Figure 3.2 shows the distribution of each of the three tomato types. We again see that the majority of shop bought tomatoes are relatively small, but also that the majority of tomatoes yielded were shop bought. Figure 3.2 is interactive: see if you can zoom in or out using the buttons at the top, or focus on certain tomato types by clicking on categories in the legend, or change the chart type by using the drop-down menu.

Figure 3.2: Histograms of tomato weights in grams by type of tomato. Use the drop-down menu to view box plots or violin plots

4 Inferential Statistics

Now that we have summarised the data and started to notice some patterns, let’s see what inferences we can draw. For example, we observed that the average weight of the tomatoes is different based on the type of tomato. Is this difference statistically significant? Let’s do a one-way ANOVA hypothesis test to find out.

4.1 One-way ANOVA hypothesis test

We are going to do a one-way ANOVA hypothesis test to determine whether there is a statistically significant difference in mean tomato weight between the compost, yellow and shop varieties. [Note: Due to the difference in variation between the groups, we will use the Welch one-Way ANOVA test which does not assume equal variance].

  • Let \(\mu_1\) denote the population mean tomato weight for the compost variety
  • Let \(\mu_2\) denote the population mean tomato weight for the yellow variety
  • Let \(\mu_3\) denote the population mean tomato weight for the shop variety

We can now define our hypotheses as follows:

\(H_0:\mu_1 = \mu_2 = \mu_3\text{ }\) versus \(\text{ }H_1: \text{ not all } \mu_i\text{'s are equal, for }i = 1, \cdots, 3,\) where:

  • \(H_0\) denotes the null hypothesis that there is no difference in mean weight between the tomato varieties
  • \(H_1\) denotes the alternative hypothesis that there is a difference in mean weight between the tomato varieties.

The results of our hypothesis test are shown below:

## # A tibble: 1 × 7
##   .y.       n statistic   DFn   DFd        p method     
## * <chr> <int>     <dbl> <dbl> <dbl>    <dbl> <chr>      
## 1 Grams  2316      308.     2  324. 1.03e-75 Welch ANOVA

As we can see, the \(p\)-value is very small (1.03e-75, which is very close to 0).
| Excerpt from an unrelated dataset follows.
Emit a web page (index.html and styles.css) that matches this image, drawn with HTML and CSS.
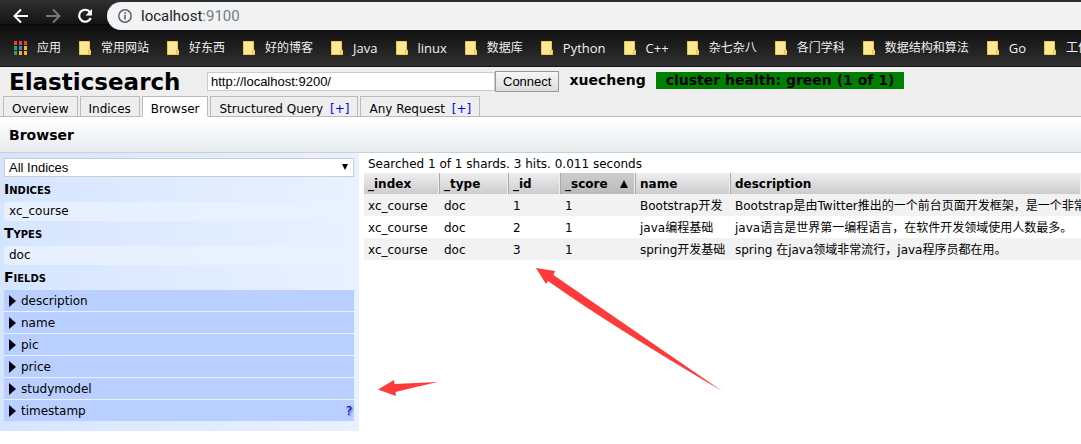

Since \(p < 0.05\) we can reject the null hypothesis and conclude that there is a statistically significant difference in mean weight between the tomato varieties.

To summarise: There was a significant difference in the average weight (in grams) \(\left[F(2, 324) = 308, p < 0.001\right]\) between tomato varieties.

However, the one-way ANOVA does not tell us which varieties are statistically significantly different from each other - only that they are not all equal. To find out, we can carry out some post-hoc tests to test for pairwise differences between the groups.

4.2 Post-hoc tests

The following output shows the results of our post-hoc tests using the Games-Howell method.

## # A tibble: 3 × 8
##   .y.   group1  group2 estimate conf.low conf.high p.adj p.adj.signif
## * <chr> <chr>   <chr>     <dbl>    <dbl>     <dbl> <dbl> <chr>       
## 1 Grams Compost Yellow   -9.13   -10.1      -8.13  0     ****        
## 2 Grams Compost Shop     -9.54   -10.4      -8.63  0     ****        
## 3 Grams Yellow  Shop     -0.408   -0.974     0.157 0.205 ns

We can interpret the results as follows.

Comparing the compost and yellow varieties: There is a statistically significant difference in mean weight (\(p < 0.001\)). We are 95% confident that, on average, yellow variety tomatoes weigh between 8.13 and 10.1 grams less than compost variety tomatoes.

Comparing the compost and shop varieties: There is a statistically significant difference in mean weight (\(p < 0.001\)). We are 95% confident that, on average, shop bought tomatoes weigh between 8.63 and 10.4 grams less than compost variety tomatoes.

Comparing the yellow and shop varieties: There is not a statistically significant difference in mean weight (\(p = 0.205\)).

5 Conclusion

The Allsops picked lots of tomatoes but not as many as Bec’s dad.